Give back every line exactly as it appears, pictures excluded.
++++++++
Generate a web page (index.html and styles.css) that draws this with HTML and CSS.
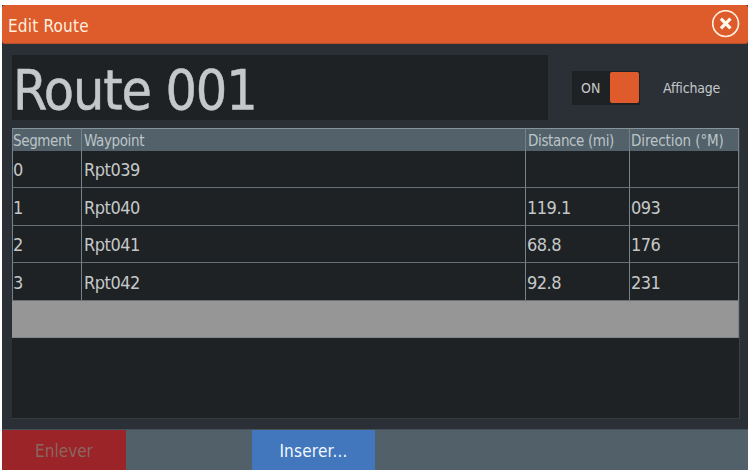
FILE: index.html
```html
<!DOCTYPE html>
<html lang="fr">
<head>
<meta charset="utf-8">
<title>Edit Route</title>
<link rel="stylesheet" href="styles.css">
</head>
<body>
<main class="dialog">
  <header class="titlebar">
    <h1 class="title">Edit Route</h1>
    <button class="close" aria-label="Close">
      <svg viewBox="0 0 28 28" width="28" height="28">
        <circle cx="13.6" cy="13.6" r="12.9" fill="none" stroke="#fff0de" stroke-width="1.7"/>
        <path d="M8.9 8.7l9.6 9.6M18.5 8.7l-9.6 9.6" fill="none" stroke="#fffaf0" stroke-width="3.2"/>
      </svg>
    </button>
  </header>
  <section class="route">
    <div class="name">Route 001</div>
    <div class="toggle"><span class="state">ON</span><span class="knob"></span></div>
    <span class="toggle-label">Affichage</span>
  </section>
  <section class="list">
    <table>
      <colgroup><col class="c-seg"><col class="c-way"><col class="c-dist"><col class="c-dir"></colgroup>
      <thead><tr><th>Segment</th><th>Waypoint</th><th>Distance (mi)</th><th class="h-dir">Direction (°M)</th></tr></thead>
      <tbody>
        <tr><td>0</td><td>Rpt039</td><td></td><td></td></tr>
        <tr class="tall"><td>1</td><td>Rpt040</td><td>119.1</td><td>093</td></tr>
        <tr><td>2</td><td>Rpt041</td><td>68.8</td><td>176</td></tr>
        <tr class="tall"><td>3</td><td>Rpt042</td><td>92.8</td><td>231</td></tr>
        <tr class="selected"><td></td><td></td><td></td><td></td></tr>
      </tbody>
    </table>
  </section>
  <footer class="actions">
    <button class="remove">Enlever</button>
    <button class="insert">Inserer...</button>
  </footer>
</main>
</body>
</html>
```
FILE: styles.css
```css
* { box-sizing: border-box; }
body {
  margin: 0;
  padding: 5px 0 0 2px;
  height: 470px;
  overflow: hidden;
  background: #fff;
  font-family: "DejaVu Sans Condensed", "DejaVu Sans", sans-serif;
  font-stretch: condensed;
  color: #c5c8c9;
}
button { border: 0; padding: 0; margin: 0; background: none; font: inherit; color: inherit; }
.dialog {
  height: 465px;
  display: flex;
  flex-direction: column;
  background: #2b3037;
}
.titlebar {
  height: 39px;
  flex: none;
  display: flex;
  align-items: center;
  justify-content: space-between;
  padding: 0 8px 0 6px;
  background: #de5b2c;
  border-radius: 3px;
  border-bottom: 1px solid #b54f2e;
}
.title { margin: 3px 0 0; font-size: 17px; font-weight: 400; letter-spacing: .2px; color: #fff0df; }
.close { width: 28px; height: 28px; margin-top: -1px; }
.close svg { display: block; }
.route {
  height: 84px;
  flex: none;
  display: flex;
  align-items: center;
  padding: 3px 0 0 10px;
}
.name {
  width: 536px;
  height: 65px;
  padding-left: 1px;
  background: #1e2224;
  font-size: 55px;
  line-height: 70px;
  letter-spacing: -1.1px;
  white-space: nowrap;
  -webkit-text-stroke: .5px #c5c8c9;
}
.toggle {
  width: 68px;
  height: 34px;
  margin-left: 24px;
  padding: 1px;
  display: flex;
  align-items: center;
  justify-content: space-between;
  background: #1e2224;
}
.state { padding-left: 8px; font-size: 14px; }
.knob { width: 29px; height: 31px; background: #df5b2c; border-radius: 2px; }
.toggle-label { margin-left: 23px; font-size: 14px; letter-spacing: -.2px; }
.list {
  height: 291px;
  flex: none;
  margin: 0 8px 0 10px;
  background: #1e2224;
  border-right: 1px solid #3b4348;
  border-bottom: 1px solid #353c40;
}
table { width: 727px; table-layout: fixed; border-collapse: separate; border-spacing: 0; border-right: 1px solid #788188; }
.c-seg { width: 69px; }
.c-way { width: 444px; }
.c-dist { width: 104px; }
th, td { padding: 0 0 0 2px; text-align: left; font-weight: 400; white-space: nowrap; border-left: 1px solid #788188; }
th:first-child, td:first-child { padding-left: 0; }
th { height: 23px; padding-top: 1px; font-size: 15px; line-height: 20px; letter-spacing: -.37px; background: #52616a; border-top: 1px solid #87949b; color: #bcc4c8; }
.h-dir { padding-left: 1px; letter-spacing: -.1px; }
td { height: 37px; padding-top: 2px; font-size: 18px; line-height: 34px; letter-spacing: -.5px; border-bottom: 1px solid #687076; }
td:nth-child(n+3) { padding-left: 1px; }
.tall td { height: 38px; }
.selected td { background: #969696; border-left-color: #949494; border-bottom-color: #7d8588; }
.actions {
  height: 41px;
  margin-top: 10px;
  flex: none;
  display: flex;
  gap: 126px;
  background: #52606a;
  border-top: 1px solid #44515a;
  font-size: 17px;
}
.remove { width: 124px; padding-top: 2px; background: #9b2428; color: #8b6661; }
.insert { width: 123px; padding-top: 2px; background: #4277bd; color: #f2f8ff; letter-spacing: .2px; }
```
++++++++
== EXERCISE OUTPUT ==
Generate a web page (index.html and styles.css) that draws this with HTML and CSS.
FILE: index.html
```html
<!DOCTYPE html>
<html lang="fr">
<head>
<meta charset="utf-8">
<title>Edit Route</title>
<link rel="stylesheet" href="styles.css">
</head>
<body>
<main class="dialog">
  <header class="titlebar">
    <h1 class="title">Edit Route</h1>
    <button class="close" aria-label="Close">
      <svg viewBox="0 0 28 28" width="28" height="28">
        <circle cx="13.6" cy="13.6" r="12.9" fill="none" stroke="#fff0de" stroke-width="1.7"/>
        <path d="M8.9 8.7l9.6 9.6M18.5 8.7l-9.6 9.6" fill="none" stroke="#fffaf0" stroke-width="3.2"/>
      </svg>
    </button>
  </header>
  <section class="route">
    <div class="name">Route 001</div>
    <div class="toggle"><span class="state">ON</span><span class="knob"></span></div>
    <span class="toggle-label">Affichage</span>
  </section>
  <section class="list">
    <table>
      <colgroup><col class="c-seg"><col class="c-way"><col class="c-dist"><col class="c-dir"></colgroup>
      <thead><tr><th>Segment</th><th>Waypoint</th><th>Distance (mi)</th><th class="h-dir">Direction (°M)</th></tr></thead>
      <tbody>
        <tr><td>0</td><td>Rpt039</td><td></td><td></td></tr>
        <tr class="tall"><td>1</td><td>Rpt040</td><td>119.1</td><td>093</td></tr>
        <tr><td>2</td><td>Rpt041</td><td>68.8</td><td>176</td></tr>
        <tr class="tall"><td>3</td><td>Rpt042</td><td>92.8</td><td>231</td></tr>
        <tr class="selected"><td></td><td></td><td></td><td></td></tr>
      </tbody>
    </table>
  </section>
  <footer class="actions">
    <button class="remove">Enlever</button>
    <button class="insert">Inserer...</button>
  </footer>
</main>
</body>
</html>
```
FILE: styles.css
```css
* { box-sizing: border-box; }
body {
  margin: 0;
  padding: 5px 0 0 2px;
  height: 470px;
  overflow: hidden;
  background: #fff;
  font-family: "DejaVu Sans Condensed", "DejaVu Sans", sans-serif;
  font-stretch: condensed;
  color: #c5c8c9;
}
button { border: 0; padding: 0; margin: 0; background: none; font: inherit; color: inherit; }
.dialog {
  height: 465px;
  display: flex;
  flex-direction: column;
  background: #2b3037;
}
.titlebar {
  height: 39px;
  flex: none;
  display: flex;
  align-items: center;
  justify-content: space-between;
  padding: 0 8px 0 6px;
  background: #de5b2c;
  border-radius: 3px;
  border-bottom: 1px solid #b54f2e;
}
.title { margin: 3px 0 0; font-size: 17px; font-weight: 400; letter-spacing: .2px; color: #fff0df; }
.close { width: 28px; height: 28px; margin-top: -1px; }
.close svg { display: block; }
.route {
  height: 84px;
  flex: none;
  display: flex;
  align-items: center;
  padding: 3px 0 0 10px;
}
.name {
  width: 536px;
  height: 65px;
  padding-left: 1px;
  background: #1e2224;
  font-size: 55px;
  line-height: 70px;
  letter-spacing: -1.1px;
  white-space: nowrap;
  -webkit-text-stroke: .5px #c5c8c9;
}
.toggle {
  width: 68px;
  height: 34px;
  margin-left: 24px;
  padding: 1px;
  display: flex;
  align-items: center;
  justify-content: space-between;
  background: #1e2224;
}
.state { padding-left: 8px; font-size: 14px; }
.knob { width: 29px; height: 31px; background: #df5b2c; border-radius: 2px; }
.toggle-label { margin-left: 23px; font-size: 14px; letter-spacing: -.2px; }
.list {
  height: 291px;
  flex: none;
  margin: 0 8px 0 10px;
  background: #1e2224;
  border-right: 1px solid #3b4348;
  border-bottom: 1px solid #353c40;
}
table { width: 727px; table-layout: fixed; border-collapse: separate; border-spacing: 0; border-right: 1px solid #788188; }
.c-seg { width: 69px; }
.c-way { width: 444px; }
.c-dist { width: 104px; }
th, td { padding: 0 0 0 2px; text-align: left; font-weight: 400; white-space: nowrap; border-left: 1px solid #788188; }
th:first-child, td:first-child { padding-left: 0; }
th { height: 23px; padding-top: 1px; font-size: 15px; line-height: 20px; letter-spacing: -.37px; background: #52616a; border-top: 1px solid #87949b; color: #bcc4c8; }
.h-dir { padding-left: 1px; letter-spacing: -.1px; }
td { height: 37px; padding-top: 2px; font-size: 18px; line-height: 34px; letter-spacing: -.5px; border-bottom: 1px solid #687076; }
td:nth-child(n+3) { padding-left: 1px; }
.tall td { height: 38px; }
.selected td { background: #969696; border-left-color: #949494; border-bottom-color: #7d8588; }
.actions {
  height: 41px;
  margin-top: 10px;
  flex: none;
  display: flex;
  gap: 126px;
  background: #52606a;
  border-top: 1px solid #44515a;
  font-size: 17px;
}
.remove { width: 124px; padding-top: 2px; background: #9b2428; color: #8b6661; }
.insert { width: 123px; padding-top: 2px; background: #4277bd; color: #f2f8ff; letter-spacing: .2px; }
```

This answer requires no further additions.